Pasca pembantaian 4 tahanan POLDA di Lapas Cebongan memunculkan komplikasi setelah terbitnya catatan si-Idjon ini. Ketiadaan sanggahan dan belum adanya pernyataan resmi atas kemajuan penyelidikan yang dilakukan akan memantabkan penilaian di benak publik atas catatan si-Idjon. Pemerintah harus tampil secara berwibawa, dan jangan sampai kewibawaannya digerus oleh sebuah catatan yang nampak sangat rasional karena substansi dan sistematisasi penyampaian. Logika publik sedang dijungkir-balikkan disaat minimnya penjelasan pemerintah atas tragedi Lapas Cebongan. Catatan si-Idjon yang bergerilya di kalangan kelas menengah jangan dipandang sebelah mata. Kelas menengah dengan daya nalar yang kritis tidak mudah di distorsi oleh pernyataan kabur dan mengambang.
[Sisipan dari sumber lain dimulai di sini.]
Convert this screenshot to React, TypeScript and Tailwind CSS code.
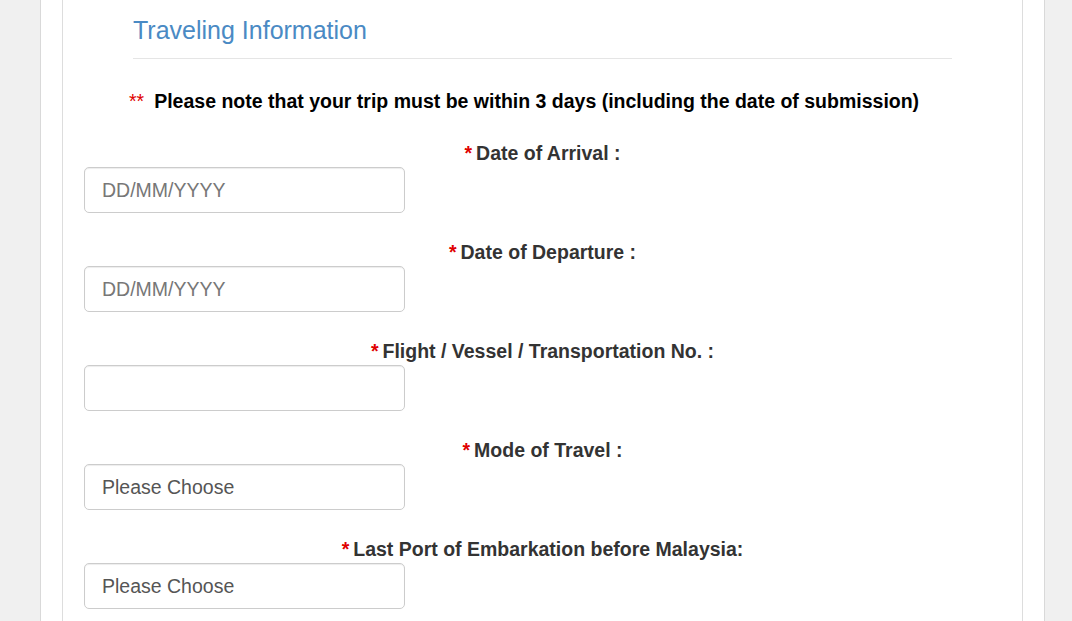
import React from "react";

const fields = [
  { label: "Date of Arrival :", placeholder: "DD/MM/YYYY", kind: "date" },
  { label: "Date of Departure :", placeholder: "DD/MM/YYYY", kind: "date" },
  { label: "Flight / Vessel / Transportation No. :", placeholder: "", kind: "text" },
  { label: "Mode of Travel :", placeholder: "Please Choose", kind: "select" },
  { label: "Last Port of Embarkation before Malaysia:", placeholder: "Please Choose", kind: "select" },
];

function Field({ label, placeholder, kind }: { label: string; placeholder: string; kind: string }) {
  return (
    <div className="mb-[26px]">
      <div className="h-[27px] text-center text-[19.5px] leading-[27px] font-bold text-[#333]">
        <span className="text-[#e00000] mr-[4px]">*</span>
        {label}
      </div>
      <div
        className={
          "w-[321px] h-[46px] rounded-[5px] border border-[#ccc] bg-white px-[17px] pt-[2px] flex items-center text-[19.5px] shadow-[inset_0_1px_1px_rgba(0,0,0,0.075)] " +
          (kind === "select" ? "text-[#555]" : "text-[#777]")
        }
      >
        {placeholder}
      </div>
    </div>
  );
}

export default function App() {
  return (
    <div className="h-[621px] overflow-hidden bg-[#f0f0f0] font-['Liberation_Sans',Arial,sans-serif]">
      <div className="ml-[40px] w-[1005px] h-full bg-white border-x border-[#d9d9d9] px-[21px]">
        <div className="h-full border-x border-[#ddd] bg-white">
          <div className="px-[70px] pt-[17px]">
            <h2 className="text-[25px] leading-[27.5px] text-[#4a8ac4] font-normal">
              Traveling Information
            </h2>
            <div className="mt-[13px] h-px bg-[#e5e5e5]" />
          </div>

          <p className="mt-[29px] pl-[66px] text-[19.5px] leading-[26px] font-bold text-black">
            <span className="text-[#e00000] font-normal mr-[10px]">**</span>
            Please note that your trip must be within 3 days (including the date of submission)
          </p>

          <div className="mt-[26px] px-[21px]">
            {fields.map((f) => (
              <Field key={f.label} {...f} />
            ))}
          </div>
        </div>
      </div>
    </div>
  );
}
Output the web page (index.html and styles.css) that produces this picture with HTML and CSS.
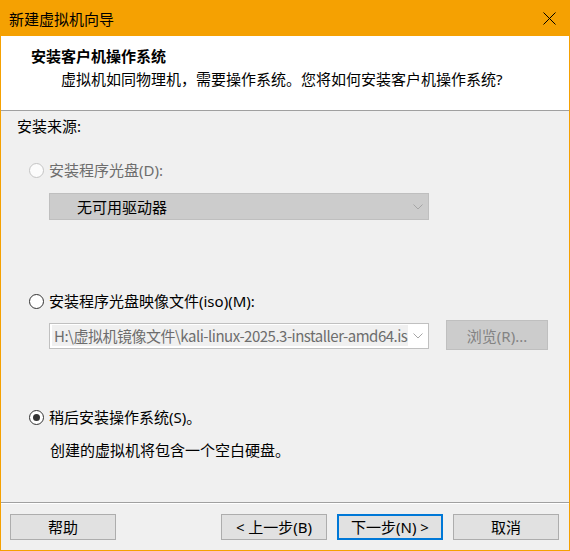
FILE: index.html
```html
<!DOCTYPE html>
<html lang="zh-CN">
<head>
<meta charset="utf-8">
<title>新建虚拟机向导</title>
<link rel="stylesheet" href="styles.css">
</head>
<body>
<div class="window">
  <div class="titlebar">
    <span class="title">新建虚拟机向导</span>
    <svg class="close" width="13" height="13" viewBox="0 0 13 13"><path d="M0.5 0.5 L12.5 12.5 M12.5 0.5 L0.5 12.5" stroke="#000" stroke-width="1" fill="none"/></svg>
  </div>
  <div class="header">
    <div class="h-title">安装客户机操作系统</div>
    <div class="h-sub">虚拟机如同物理机，需要操作系统。您将如何安装客户机操作系统?</div>
  </div>
  <div class="content">
    <div class="source-label">安装来源:</div>

    <div class="option opt1 disabled">
      <span class="radio radio-disabled"></span>
      <span class="label">安装程序光盘(D):</span>
    </div>
    <div class="select select-disabled">
      <span class="select-text">无可用驱动器</span>
      <svg class="chev" width="10" height="6" viewBox="0 0 10 6"><path d="M0.5 0.5 L5 5 L9.5 0.5" stroke="#a6a6a6" stroke-width="1" fill="none"/></svg>
    </div>

    <div class="option opt2">
      <span class="radio"></span>
      <span class="label">安装程序光盘映像文件(iso)(M):</span>
    </div>
    <div class="iso-row">
      <div class="input">
        <span class="input-text">H:\虚拟机镜像文件\kali-linux-2025.3-installer-amd64.is</span>
        <svg class="chev" width="10" height="6" viewBox="0 0 10 6"><path d="M0.5 0.5 L5 5 L9.5 0.5" stroke="#a6a6a6" stroke-width="1" fill="none"/></svg>
      </div>
      <div class="browse">浏览(R)...</div>
    </div>

    <div class="option opt3">
      <span class="radio radio-checked"></span>
      <span class="label">稍后安装操作系统(S)。</span>
    </div>
    <div class="desc">创建的虚拟机将包含一个空白硬盘。</div>
  </div>
  <div class="footer">
    <div class="btn">帮助</div>
    <div class="btn-group">
      <div class="btn">&lt; 上一步(B)</div>
      <div class="btn btn-default">下一步(N) &gt;</div>
      <div class="btn">取消</div>
    </div>
  </div>
</div>
</body>
</html>
```
FILE: styles.css
```css
* { box-sizing: border-box; }
html, body { margin: 0; padding: 0; }
body {
  width: 570px;
  height: 551px;
  overflow: hidden;
  font-family: "Noto Sans", "Noto Sans CJK SC", sans-serif;
  font-size: 15px;
  color: #000;
}
.window {
  width: 570px;
  height: 551px;
  border: 1px solid #f5a102;
  background: #f0f0f0;
  display: flex;
  flex-direction: column;
}
.titlebar {
  height: 35px;
  flex: none;
  background: #f5a102;
  display: flex;
  align-items: center;
  padding: 1px 13px 0 8px;
}
.title {
  line-height: 20px;
}
.close {
  margin-left: auto;
  display: block;
  margin-top: -2px;
}
.header {
  height: 75px;
  flex: none;
  background: #fff;
  border-bottom: 1px solid #a0a0a0;
  padding-top: 10px;
}
.h-title {
  font-weight: 700;
  line-height: 20px;
  padding-left: 30px;
}
.h-sub {
  line-height: 20px;
  padding-left: 60px;
  margin-top: 3px;
}
.content {
  flex: 1;
  display: flex;
  flex-direction: column;
  padding-top: 5px;
}
.source-label {
  line-height: 20px;
  padding-left: 16px;
}
.option {
  display: flex;
  align-items: center;
  height: 20px;
  padding-left: 28px;
}
.opt1 { margin-top: 24px; }
.opt2 { margin-top: 71px; }
.opt3 { margin-top: 57px; }
.label {
  margin-left: 5px;
  line-height: 20px;
  white-space: nowrap;
}
.disabled .label { color: #6d6d6d; }
.radio {
  width: 15px;
  height: 15px;
  border-radius: 50%;
  border: 1.5px solid #333;
  background: #fff;
  flex: none;
  display: flex;
  align-items: center;
  justify-content: center;
}
.radio-disabled {
  border-color: #c4c4c4;
  background: #fcfcfc;
}
.radio-checked::after {
  content: "";
  width: 7px;
  height: 7px;
  border-radius: 50%;
  background: #333;
}
.select {
  margin-top: 13px;
  margin-left: 48px;
  width: 380px;
  height: 27px;
  display: flex;
  align-items: center;
  padding: 0 5px 0 27px;
}
.select-disabled {
  background: #cccccc;
  border: 1px solid #bfbfbf;
}
.select-text { line-height: 20px; }
.chev { margin-left: auto; display: block; flex: none; }
.iso-row {
  margin-top: 9px;
  display: flex;
  align-items: center;
  padding-left: 48px;
  height: 30px;
}
.input {
  width: 380px;
  height: 26px;
  background: #fff;
  border: 1px solid #c0c0c0;
  display: flex;
  align-items: center;
  padding: 0 5px 0 2px;
  margin-top: 1px;
}
.input-text {
  display: block;
  white-space: nowrap;
  font-family: "Noto Sans CJK SC", sans-serif;
  letter-spacing: -0.5px;
  background: #f0f0f0;
  color: #6d6d6d;
  line-height: 21px;
  padding: 0 1px 0 2px;
}
.browse {
  margin-left: 17px;
  width: 102px;
  height: 30px;
  background: #cccccc;
  border: 1px solid #bfbfbf;
  color: #838383;
  display: flex;
  align-items: center;
  justify-content: center;
}
.desc {
  margin-top: 13px;
  padding-left: 49px;
  line-height: 20px;
}
.footer {
  flex: none;
  height: 48px;
  border-top: 1px solid #a0a0a0;
  box-shadow: inset 0 1px 0 #fff;
  display: flex;
  align-items: flex-start;
  padding: 11px 10px 10px 9px;
}
.btn-group {
  margin-left: auto;
  display: flex;
  gap: 10px;
}
.btn {
  width: 106px;
  height: 26px;
  background: #e1e1e1;
  border: 1px solid #adadad;
  display: flex;
  align-items: center;
  justify-content: center;
  line-height: 20px;
  white-space: nowrap;
}
.btn-default {
  border: 2px solid #0078d7;
}
```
Pertaruhan atas kewibawaan pemerintah (baca:SBY) menjelang pemilu 2014 akan dikenang publik. Jatuhnya wibawa pemerintah berada diatas sebuah cacatan di jejaring sosial. Bahkan POLRI-pun tidak mengeluarkan pernyataan untuk menelusuri akun jejaring sosial, padahal POLRI memiliki unit cyber crime yang paling handal di ASEAN. Penelusuran dilakukan atas lokasi pengunggahan catatan tersebut, dan menelusurinya dengan mengirim unit khusus untuk melacak. Ataukah ini yang sedang dilakukan POLRI dan menyembunyikan dari pandangan publik karena daya kejut dari informasi yang dikumpulkan dan membahayakan kredibilitas POLRI atau instansi lain di luar POLRI.

Publik menunggu kejelasan atas pembantaian tersebut, karena berkaitan dengan penegakan hukum dan motif sebenarnya dari peristiwa tersebut. God bless Indonesia!